Spain: New Regulations for VAT in Distance Sales

Published on 21 June 2021

For years now, e-commerce has not stopped growing. It is undoubtable, however, that due to the prevention measures against COVID-19, e-commerce has increased significantly. It is within this context that modifications have been made to the European Directive on VAT with respect to so-called distance sales. It must be noted that this modification is exclusively directed at sales made with final customers, not business owners, which are located in EU countries other than that of the vendor’s registered address.

The changes included refer both to the sale of goods within EU territory (now called intra-community distance sales), and to imported goods, although this article only refers to the former. Currently in distance sales, VAT from the country of origin of the goods is applied, unless they exceed certain threshholds established by the countries. In this case, the VAT to be charged should correspond to the Member State where the receiver of the goods resides.

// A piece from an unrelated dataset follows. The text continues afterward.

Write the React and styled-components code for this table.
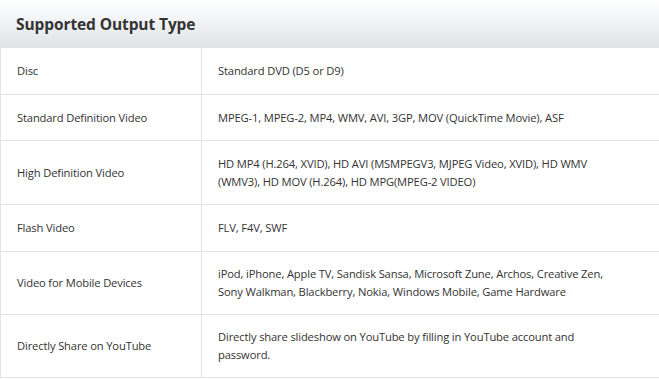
import React from 'react';
import styled, { createGlobalStyle } from 'styled-components';

const GlobalStyle = createGlobalStyle`
  html, body {
    margin: 0;
    padding: 0;
    background: #fff;
  }
`;

const rows = [
  { type: 'Disc', formats: 'Standard DVD (D5 or D9)', height: 47 },
  { type: 'Standard Definition Video', formats: 'MPEG-1, MPEG-2, MP4, WMV, AVI, 3GP, MOV (QuickTime Movie), ASF', height: 46 },
  { type: 'High Definition Video', formats: 'HD MP4 (H.264, XVID), HD AVI (MSMPEGV3, MJPEG Video, XVID), HD WMV (WMV3), HD MOV (H.264), HD MPG(MPEG-2 VIDEO)', height: 64 },
  { type: 'Flash Video', formats: 'FLV, F4V, SWF', height: 47 },
  { type: 'Video for Mobile Devices', formats: 'iPod, iPhone, Apple TV, Sandisk Sansa, Microsoft Zune, Archos, Creative Zen, Sony Walkman, Blackberry, Nokia, Windows Mobile, Game Hardware', height: 63 },
  { type: 'Directly Share on YouTube', formats: 'Directly share slideshow on YouTube by filling in YouTube account and password.', height: 63 },
];

const Wrapper = styled.div`
  width: 659px;
  font-family: "Open Sans", "DejaVu Sans", sans-serif;
  color: #333;
`;

const Header = styled.div`
  height: 48px;
  display: flex;
  align-items: center;
  padding: 0 16px;
  box-sizing: border-box;
  background: linear-gradient(to bottom, #ffffff 0%, #dfe3e6 100%);
  font-size: 15.5px;
  font-weight: 700;
  letter-spacing: -0.1px;
  color: #333;
`;

const Table = styled.div`
  border-left: 1px solid #e4e4e4;
`;

const Row = styled.div`
  display: grid;
  grid-template-columns: 200px 1fr;
  height: ${props => props.h}px;
  border-bottom: 1px solid #e4e4e4;
  box-sizing: border-box;
`;

const Cell = styled.div`
  display: flex;
  align-items: center;
  padding: 0 16px;
  font-size: 11.2px;
  letter-spacing: -0.15px;
  line-height: 18px;
`;

const ValueCell = styled(Cell)`
  padding-right: 48px;
  border-left: 1px solid #e4e4e4;
`;

export default function App() {
  return (
    <>
      <GlobalStyle />
      <Wrapper>
        <Header>Supported Output Type</Header>
        <Table>
          {rows.map(row => (
            <Row key={row.type} h={row.height}>
              <Cell>{row.type}</Cell>
              <ValueCell>{row.formats}</ValueCell>
            </Row>
          ))}
        </Table>
      </Wrapper>
    </>
  );
}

This regime has the disadvantage that if an operator sells its articles in various EU countries, it would need to register for VAT purposes in each of them, which implies (and I speak from experience) considerable time and money. Nevertheless, from July 2021 there is a single threshold of  EUR 10,000 throughout Union for this type of sale (before, each country established its own). If said limit is exceeded, the VAT of the destination country should be applied. The most significant difference is that it is not necessary to register in each of the States; the vendor may use the system known as the “single window.

Using this system, Spanish or German business owners include invoices with VAT charged in other countries (that is, Italian or French VAT, etc.) on their VAT declarations, and the tax aurthorities of their countries collect the amounts. Then each government takes charge of transferring the money collected to each of the States in which sales of the goods have taken place. This is, evidently, a simplification of business owners’ tax obligations, which is always welcome, and even more so in an international context.